Depressingly, there is a market out there for "rent-a-coder" anti-spyware applications and definitions databases, and many individuals and firms are perfectly happy to snap these up in order to speed the process of getting an application to market.
Anti-spyware applications are tough to do right, though. Not only are the spyware and adware pests we're seeing becoming ever more devious and difficult to remove, but the number of new pests and variants of existing pests is exploding. Consequently, anti-spyware applications are very "high maintenance," requiring laborious research and development every day of the year. Even the best in the business struggle to keep up.
Good anti-spyware vendors know that quality scan engines and definitions databases can't be purchased on the cheap and off the shelf. The best anti-spyware firms are hiring researchers like mad to update their definitions databases and plowing thousands of man hours into the development of their scan engines because they know that it is vital to be in control of every aspect of their anti-spyware application.

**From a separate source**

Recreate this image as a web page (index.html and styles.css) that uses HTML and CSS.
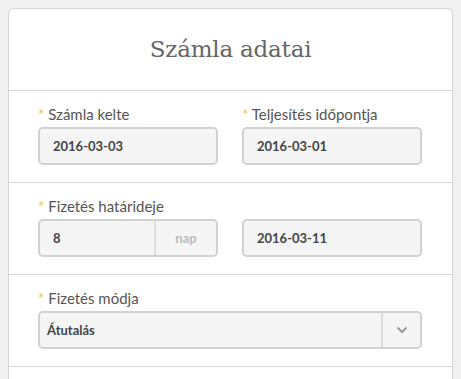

Unfortunately, the number of firms who are truly committed to producing quality anti-spyware programs is very small. The vast majority of anti-spyware applications available on the Net are rebranded cloneware apps produced by rent-a-coder operations who then sell their substandard wares to internet entrepeneurs -- often "mom and pop" type operations with no experience whatsoever in the anti-malware industry but who are looking to make a quick entry into a hot market.
I've actually communicated with a number of these small-time vendors who decided to buy an anti-spyware app on the cheap and jump in. What I've learned ranges from discouraging to downright scary. Some of the vendors aren't familiar with the concept of a "false positive." Still others have very little sense for the threat of spyware or how their own applications fail to detect and remove it.
One vendor I talked with the other day wasn't even familiar with the scan results of his own application. When I detailed the deficiencies in his application's reporting of detected spyware and adware, and he wasn't even aware of the kinds of information his program was neglecting to report. That kind of woeful ignorance is not uncommon among these vendors because they're simply buying rebranded applications and databases from some murky anti-spyware chop-shop.
In this kind of environment, we often see companies and individuals trolling the Net for definitions databases they can buy, instead of hiring quality researchers to do the job properly. Some of you may remember Ashley, the vendor behind Privacy Tools 2004:
»Anti-Spyware Vendor Threatens to Write Malware
After I reported that the beta of a new version of his application was producing ridiculous false positives, Ashley decided he could solve the problems with his application by simply going out and buying a new definitions database. The results were utterly predictable:
Still worse, we've even seen requests for databases that were little more than thinly veiled invitations for unscrupulous parties to rip-off and resell the databases from well-known anti-spyware applications like Ad-aware and Spybot Search & Destroy.
Another popular approach to building a spyware database involves merely harvesting file names and Registry keys from the growing number of anti-spyware research pages available online, such as those found at Pest Patrol's research site, SpywareGuide.com, Doxdesk.com, or Kephyr.com. The data stripped from these sites is then dumped into a file to be used by a relatively unsophisticated scan engine that does little more than perform dumb string scans on the hard drive and Registry, a surefire prescription for producing loads of false positives.
Not surprisingly, the anti-spyware applications that result from this blase attitude towards research are utter garbage. The definitions database is absolutely critical to an anti-spyware application, but the sub-standard anti-spyware vendors seem to regard it as an afterthought at best -- as icing on the cake of a flashy GUI and attractive set of web pages. It's the definitions database, however, that sets the few quality applications apart from the great mass of junk.
Sadly, all too many people out there just don't seem to care. Their only goal is to get an anti-spyware product quick and on the cheap. For a truly depressing read, take a look over the current "spyware" work projects being bid on at RentACoder.com:
It's a sure bet that most if not all of the applications that emerge from that degraded development process will wind up on the Rogue/Suspect Anti-Spyware pages.